Unions are preparing plans to lodge a series of pay claims across the private sector.
Workers have endured five years of austerity but Siptu president Jack O'Connor says that the tide has now turned.
ICTU unions are devising a strategy to increase the wages of lower-paid workers in particular, which the unions see as the key to growing the economy.
"Personal consumption represents half of the growth in the economy and the best way to increase purchasing power is to increase wages, which have been stagnant for the past five years," said Mr O'Connor, pictured.
After-tax wages have dropped on average by 6pc since 2008. The money people have to spend at the end of the week has fallen and it is this drop in domestic demand which fuelled the recession, he claimed.
"Increasing wages -- particularly for lower to middle-income earners -- will see those people spending that extra money at the end of the week, which will boost demand and boost the economy," Mr O'Connor told the Irish Independent.
Wages have to be addressed if you are going to sustain a recovery, he said. An increase in investment and available credit will also be necessary if we are to sustain the improvements in the economy identified by the ESRI in its third quarterly economic report, he said.
The unions have already achieved a number of pay rises in the more profitable sectors. Siptu said that where it has negotiated pay rises in pharmaceutical and some manufacturing firms, the rises secured have been 2pc on average.
Retail workers union Mandate has negotiated a number of pay deals in leading retailers including a 3pc increase for Dunnes Stores workers, a 2.5pc rise in Marks & Spencer and 2pc hikes for workers in Tesco, Debenhams, Brown Thomas and Superquinn.
As to employer fears that wage rises could damage the country's competitiveness, Mr O'Connor said that unit labour costs for employers have fallen by about 25pc since 2008 compared with Ireland's main trading partners.

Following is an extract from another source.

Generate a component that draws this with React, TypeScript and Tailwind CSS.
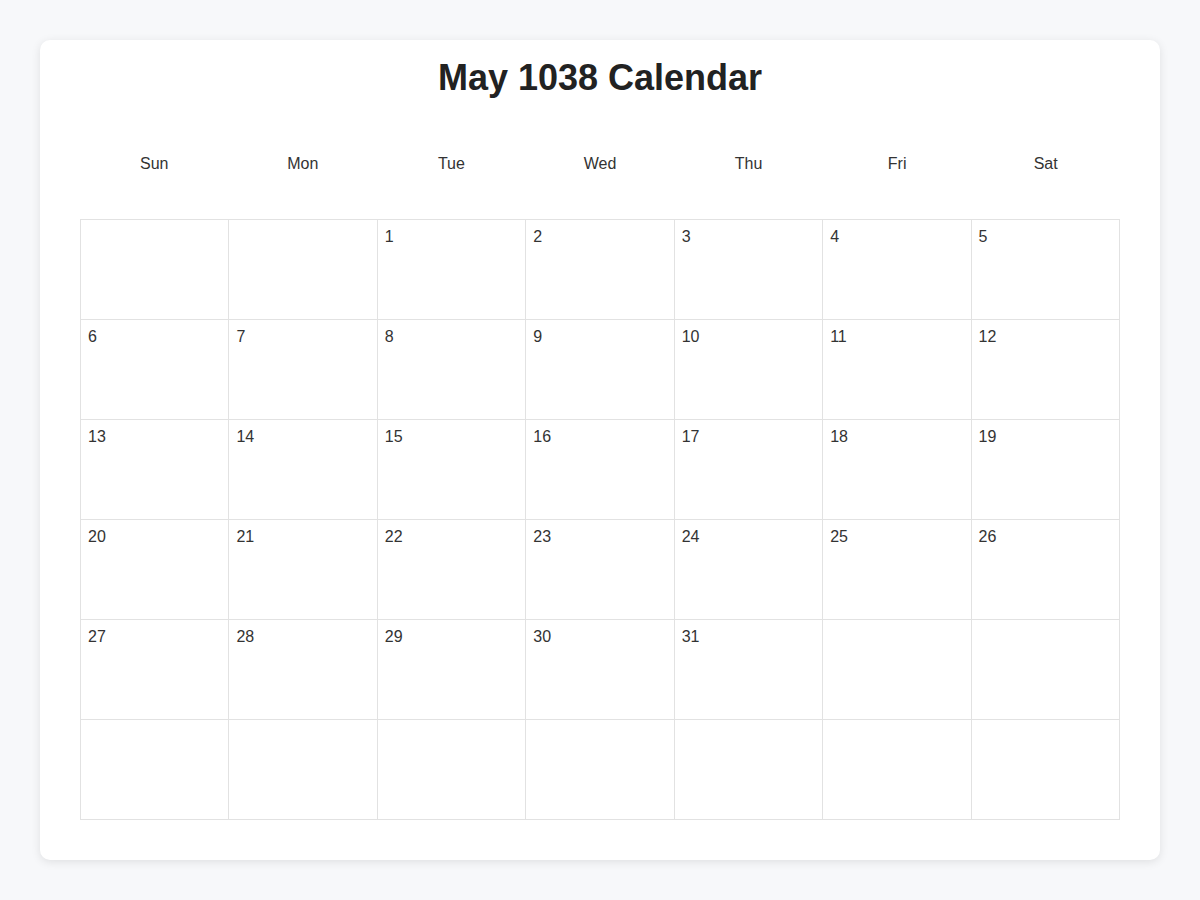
const WEEKDAYS = ['Sun', 'Mon', 'Tue', 'Wed', 'Thu', 'Fri', 'Sat'];

// May 1038 starts on a Tuesday; six rows of seven cells
const OFFSET = 2;
const DAYS = 31;
const cells = Array.from({ length: 42 }, (_, i) => {
  const d = i - OFFSET + 1;
  return d >= 1 && d <= DAYS ? d : null;
});

export default function App() {
  return (
    <div
      className="min-h-screen bg-[#f7f8fa] p-10"
      style={{ fontFamily: '"Liberation Sans", Arial, sans-serif' }}
    >
      <div className="w-[1120px] rounded-[10px] bg-white px-10 pt-4 pb-10 shadow-[0_2px_10px_rgba(0,0,0,0.1)]">
        <h1 className="h-[44px] text-center text-[36px] leading-[44px] font-bold text-[#222]">
          May 1038 Calendar
        </h1>
        <div className="mt-[32px] grid h-[64px] grid-cols-7 items-center">
          {WEEKDAYS.map((d) => (
            <div key={d} className="text-center text-base text-[#333]">
              {d}
            </div>
          ))}
        </div>
        <div className="mt-[23px] grid grid-cols-7 border-t border-l border-[#e2e2e2]">
          {cells.map((d, i) => (
            <div
              key={i}
              className="h-[100px] border-r border-b border-[#e2e2e2] px-[7px] py-2 text-base leading-[18px] text-[#333]"
            >
              {d}
            </div>
          ))}
        </div>
      </div>
    </div>
  );
}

However, public sector workers may have to wait a bit longer for any pay increases. The decision by secondary teachers' union ASTI to back the Haddington Road Agreement means that all public service unions have now signed up to the deal, which runs for another two years. A key part of Haddington Road is a ban on claims for pay rises.
However, Mr O'Connor said the unions would focus on the public sector pension levy introduced in 2009.